**Exercise details:** Identify all lines below that hold "components" and collect them.

**Provided data:**
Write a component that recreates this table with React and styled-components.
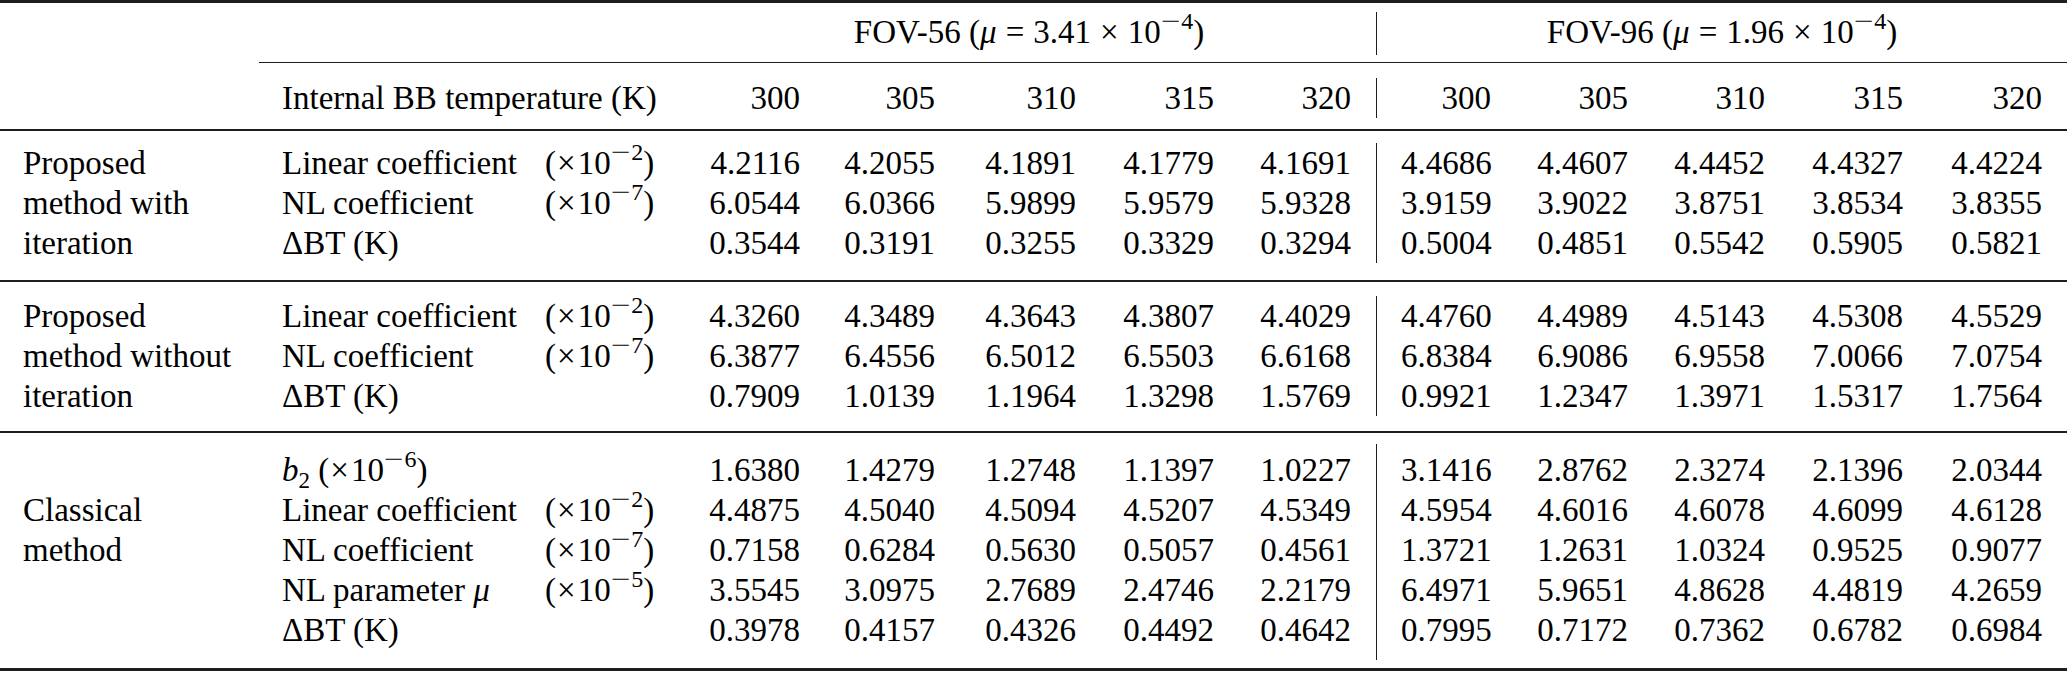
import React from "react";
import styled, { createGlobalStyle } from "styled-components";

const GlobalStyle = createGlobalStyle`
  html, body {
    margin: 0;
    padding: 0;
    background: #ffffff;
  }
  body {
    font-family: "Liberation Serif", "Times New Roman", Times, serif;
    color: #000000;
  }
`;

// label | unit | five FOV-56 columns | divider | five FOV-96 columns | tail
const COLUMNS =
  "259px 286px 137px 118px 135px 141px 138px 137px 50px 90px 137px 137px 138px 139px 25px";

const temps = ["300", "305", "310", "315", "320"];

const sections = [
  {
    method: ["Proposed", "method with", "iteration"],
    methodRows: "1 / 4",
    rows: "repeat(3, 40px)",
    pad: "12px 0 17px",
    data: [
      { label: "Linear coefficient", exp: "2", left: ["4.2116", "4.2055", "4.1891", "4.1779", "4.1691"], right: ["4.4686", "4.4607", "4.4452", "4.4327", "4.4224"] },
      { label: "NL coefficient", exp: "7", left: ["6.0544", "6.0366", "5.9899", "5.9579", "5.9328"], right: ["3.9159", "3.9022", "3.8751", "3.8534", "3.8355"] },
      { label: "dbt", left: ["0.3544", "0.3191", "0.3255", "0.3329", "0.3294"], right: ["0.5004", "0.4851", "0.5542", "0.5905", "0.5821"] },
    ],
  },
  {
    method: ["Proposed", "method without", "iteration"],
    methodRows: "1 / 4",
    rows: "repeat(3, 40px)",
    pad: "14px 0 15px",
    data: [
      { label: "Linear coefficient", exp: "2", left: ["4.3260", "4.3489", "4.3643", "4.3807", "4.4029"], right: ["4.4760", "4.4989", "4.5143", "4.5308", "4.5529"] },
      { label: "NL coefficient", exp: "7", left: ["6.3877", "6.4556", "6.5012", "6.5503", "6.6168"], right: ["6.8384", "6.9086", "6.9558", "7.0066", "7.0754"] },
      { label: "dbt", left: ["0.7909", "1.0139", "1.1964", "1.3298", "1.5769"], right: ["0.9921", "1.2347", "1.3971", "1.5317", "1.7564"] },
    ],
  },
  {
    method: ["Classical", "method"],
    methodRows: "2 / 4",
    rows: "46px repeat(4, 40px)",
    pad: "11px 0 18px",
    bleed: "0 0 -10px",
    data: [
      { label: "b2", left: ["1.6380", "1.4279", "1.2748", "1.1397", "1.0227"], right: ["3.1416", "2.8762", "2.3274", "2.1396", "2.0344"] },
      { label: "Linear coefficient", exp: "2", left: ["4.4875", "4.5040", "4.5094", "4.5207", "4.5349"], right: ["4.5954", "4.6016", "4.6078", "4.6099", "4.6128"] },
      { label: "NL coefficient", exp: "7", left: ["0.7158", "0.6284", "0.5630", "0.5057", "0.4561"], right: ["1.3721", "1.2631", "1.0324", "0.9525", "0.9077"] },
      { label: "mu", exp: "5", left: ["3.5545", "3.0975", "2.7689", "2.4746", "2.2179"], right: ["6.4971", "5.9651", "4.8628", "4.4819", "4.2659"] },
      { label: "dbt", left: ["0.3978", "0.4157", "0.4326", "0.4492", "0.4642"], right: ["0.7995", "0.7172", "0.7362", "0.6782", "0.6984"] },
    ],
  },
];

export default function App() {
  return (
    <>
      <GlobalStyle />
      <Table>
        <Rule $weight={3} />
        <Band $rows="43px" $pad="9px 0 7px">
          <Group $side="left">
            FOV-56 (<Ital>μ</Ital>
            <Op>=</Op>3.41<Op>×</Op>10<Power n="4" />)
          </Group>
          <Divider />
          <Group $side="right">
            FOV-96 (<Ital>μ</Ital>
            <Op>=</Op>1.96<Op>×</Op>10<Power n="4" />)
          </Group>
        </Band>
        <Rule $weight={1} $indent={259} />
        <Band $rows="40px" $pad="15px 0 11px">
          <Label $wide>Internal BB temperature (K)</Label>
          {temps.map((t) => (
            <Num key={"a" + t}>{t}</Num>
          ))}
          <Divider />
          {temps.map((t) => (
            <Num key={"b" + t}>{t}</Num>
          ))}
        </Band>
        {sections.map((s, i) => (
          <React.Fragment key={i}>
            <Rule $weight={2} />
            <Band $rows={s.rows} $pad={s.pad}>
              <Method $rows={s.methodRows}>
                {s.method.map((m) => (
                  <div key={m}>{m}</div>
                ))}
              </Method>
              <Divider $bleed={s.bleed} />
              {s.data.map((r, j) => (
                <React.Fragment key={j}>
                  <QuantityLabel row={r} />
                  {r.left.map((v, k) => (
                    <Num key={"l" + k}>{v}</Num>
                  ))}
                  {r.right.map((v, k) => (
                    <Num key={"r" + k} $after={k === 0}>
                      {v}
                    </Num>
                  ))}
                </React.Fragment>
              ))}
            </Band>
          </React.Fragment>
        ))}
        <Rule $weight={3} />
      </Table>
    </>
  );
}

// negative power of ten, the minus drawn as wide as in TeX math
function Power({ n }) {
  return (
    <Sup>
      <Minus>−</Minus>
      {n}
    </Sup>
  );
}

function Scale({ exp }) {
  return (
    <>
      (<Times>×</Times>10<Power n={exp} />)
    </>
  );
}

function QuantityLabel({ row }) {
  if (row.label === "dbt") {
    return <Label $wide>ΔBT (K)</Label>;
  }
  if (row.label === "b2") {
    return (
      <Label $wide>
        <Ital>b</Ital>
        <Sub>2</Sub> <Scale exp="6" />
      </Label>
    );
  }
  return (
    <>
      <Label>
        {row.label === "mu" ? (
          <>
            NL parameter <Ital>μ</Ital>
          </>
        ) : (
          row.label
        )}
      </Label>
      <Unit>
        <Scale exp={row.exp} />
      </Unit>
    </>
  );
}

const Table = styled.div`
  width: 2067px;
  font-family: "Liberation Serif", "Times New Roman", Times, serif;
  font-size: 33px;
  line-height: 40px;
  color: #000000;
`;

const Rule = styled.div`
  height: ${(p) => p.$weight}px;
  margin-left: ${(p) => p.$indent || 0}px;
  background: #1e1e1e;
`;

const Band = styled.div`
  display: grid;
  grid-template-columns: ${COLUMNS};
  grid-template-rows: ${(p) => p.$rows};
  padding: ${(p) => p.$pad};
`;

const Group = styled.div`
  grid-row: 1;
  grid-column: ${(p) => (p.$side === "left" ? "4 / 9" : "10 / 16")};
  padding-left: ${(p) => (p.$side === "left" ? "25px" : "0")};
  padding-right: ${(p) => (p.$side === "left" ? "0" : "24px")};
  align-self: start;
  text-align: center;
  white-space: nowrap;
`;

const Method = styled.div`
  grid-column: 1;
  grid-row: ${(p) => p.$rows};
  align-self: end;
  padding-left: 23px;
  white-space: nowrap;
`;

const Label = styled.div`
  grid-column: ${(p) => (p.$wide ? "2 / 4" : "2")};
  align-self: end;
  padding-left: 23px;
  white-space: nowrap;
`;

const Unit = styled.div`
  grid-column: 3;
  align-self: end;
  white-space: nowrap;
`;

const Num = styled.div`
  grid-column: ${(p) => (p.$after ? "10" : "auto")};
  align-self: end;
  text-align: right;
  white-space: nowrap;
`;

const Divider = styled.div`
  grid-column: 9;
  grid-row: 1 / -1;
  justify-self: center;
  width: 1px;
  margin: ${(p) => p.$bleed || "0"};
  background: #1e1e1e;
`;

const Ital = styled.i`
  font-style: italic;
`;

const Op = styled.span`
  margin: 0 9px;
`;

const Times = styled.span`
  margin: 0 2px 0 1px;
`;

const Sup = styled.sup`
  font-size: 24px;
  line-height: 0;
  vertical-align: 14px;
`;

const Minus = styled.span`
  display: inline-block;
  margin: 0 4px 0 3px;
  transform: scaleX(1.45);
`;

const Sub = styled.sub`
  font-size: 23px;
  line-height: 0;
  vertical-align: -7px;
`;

**Written solution:**
Write a component that recreates this table with React and styled-components.
import styled, { createGlobalStyle } from "styled-components";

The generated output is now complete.